Your objective ▸ Look through the listing below and report how many lines contain "React", as a bare number.

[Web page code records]
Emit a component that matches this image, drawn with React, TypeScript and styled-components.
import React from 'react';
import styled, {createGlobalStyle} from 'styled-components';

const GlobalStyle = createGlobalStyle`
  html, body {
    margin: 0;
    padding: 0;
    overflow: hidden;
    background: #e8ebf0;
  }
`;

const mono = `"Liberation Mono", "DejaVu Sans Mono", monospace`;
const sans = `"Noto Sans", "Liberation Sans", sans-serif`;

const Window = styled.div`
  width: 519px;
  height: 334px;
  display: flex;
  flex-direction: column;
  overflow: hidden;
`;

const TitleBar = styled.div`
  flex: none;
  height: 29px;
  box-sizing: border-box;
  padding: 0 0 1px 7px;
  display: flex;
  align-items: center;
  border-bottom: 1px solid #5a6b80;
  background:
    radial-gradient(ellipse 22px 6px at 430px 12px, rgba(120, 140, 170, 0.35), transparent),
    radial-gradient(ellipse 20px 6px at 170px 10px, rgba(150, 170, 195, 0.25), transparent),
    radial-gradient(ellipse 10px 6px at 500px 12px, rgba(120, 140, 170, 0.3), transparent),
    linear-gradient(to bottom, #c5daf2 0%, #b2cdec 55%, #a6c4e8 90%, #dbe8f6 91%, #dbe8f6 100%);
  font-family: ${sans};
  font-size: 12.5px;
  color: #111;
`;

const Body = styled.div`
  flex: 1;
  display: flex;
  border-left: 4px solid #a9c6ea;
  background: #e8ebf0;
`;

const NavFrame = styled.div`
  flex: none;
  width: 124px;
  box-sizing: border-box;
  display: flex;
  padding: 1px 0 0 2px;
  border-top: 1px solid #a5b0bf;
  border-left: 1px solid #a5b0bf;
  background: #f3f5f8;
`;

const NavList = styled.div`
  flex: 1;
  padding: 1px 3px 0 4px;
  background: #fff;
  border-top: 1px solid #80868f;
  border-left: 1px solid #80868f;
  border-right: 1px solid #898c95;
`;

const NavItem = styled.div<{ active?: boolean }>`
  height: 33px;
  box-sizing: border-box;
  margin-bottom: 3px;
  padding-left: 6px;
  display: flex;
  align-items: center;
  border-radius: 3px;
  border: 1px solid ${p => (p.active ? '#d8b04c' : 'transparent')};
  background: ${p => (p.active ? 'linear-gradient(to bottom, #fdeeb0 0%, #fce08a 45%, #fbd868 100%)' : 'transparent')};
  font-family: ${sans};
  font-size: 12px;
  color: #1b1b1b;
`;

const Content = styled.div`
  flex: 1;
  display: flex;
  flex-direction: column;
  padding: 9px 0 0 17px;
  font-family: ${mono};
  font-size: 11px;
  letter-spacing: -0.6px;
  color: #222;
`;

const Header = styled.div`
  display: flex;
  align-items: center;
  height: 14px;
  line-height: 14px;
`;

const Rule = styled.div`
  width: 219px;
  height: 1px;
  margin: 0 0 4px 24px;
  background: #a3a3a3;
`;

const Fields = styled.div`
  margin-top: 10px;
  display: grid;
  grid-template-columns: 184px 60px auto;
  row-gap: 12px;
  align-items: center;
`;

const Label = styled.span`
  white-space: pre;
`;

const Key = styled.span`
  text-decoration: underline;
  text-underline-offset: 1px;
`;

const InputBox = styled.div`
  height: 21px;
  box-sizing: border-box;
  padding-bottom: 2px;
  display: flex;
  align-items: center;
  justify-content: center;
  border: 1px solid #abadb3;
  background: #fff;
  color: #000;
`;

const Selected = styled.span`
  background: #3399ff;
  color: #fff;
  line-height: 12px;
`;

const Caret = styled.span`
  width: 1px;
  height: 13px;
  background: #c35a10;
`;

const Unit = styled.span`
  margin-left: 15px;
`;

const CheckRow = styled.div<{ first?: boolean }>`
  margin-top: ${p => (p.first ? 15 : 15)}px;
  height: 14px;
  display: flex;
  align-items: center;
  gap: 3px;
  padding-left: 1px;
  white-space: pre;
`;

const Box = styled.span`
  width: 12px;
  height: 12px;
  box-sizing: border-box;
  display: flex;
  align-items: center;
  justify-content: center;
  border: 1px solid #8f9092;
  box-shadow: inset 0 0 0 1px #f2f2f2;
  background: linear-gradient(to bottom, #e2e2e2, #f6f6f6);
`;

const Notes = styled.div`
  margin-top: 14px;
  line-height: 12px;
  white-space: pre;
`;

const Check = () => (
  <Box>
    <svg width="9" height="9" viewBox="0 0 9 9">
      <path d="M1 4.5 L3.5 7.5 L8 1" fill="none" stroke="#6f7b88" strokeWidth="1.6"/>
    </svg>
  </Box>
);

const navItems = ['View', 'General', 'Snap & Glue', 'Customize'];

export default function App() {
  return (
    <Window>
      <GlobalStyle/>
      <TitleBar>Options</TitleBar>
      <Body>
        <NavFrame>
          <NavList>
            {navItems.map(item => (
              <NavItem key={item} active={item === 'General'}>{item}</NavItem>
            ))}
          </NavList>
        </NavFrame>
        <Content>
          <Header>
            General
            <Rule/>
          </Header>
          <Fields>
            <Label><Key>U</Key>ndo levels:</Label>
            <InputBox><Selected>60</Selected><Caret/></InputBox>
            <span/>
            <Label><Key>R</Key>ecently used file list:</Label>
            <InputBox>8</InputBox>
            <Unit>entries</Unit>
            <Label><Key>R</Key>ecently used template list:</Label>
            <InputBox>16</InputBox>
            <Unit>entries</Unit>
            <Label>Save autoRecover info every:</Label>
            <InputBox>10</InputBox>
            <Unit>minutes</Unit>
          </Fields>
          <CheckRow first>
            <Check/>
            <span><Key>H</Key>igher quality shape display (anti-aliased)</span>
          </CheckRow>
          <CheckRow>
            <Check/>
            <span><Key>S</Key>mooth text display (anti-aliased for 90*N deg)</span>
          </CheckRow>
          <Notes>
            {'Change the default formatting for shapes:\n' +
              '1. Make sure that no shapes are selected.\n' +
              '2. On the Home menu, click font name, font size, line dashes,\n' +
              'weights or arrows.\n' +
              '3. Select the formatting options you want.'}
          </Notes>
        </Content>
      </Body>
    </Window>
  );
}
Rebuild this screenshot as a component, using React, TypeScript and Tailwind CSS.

Task result ▸ 3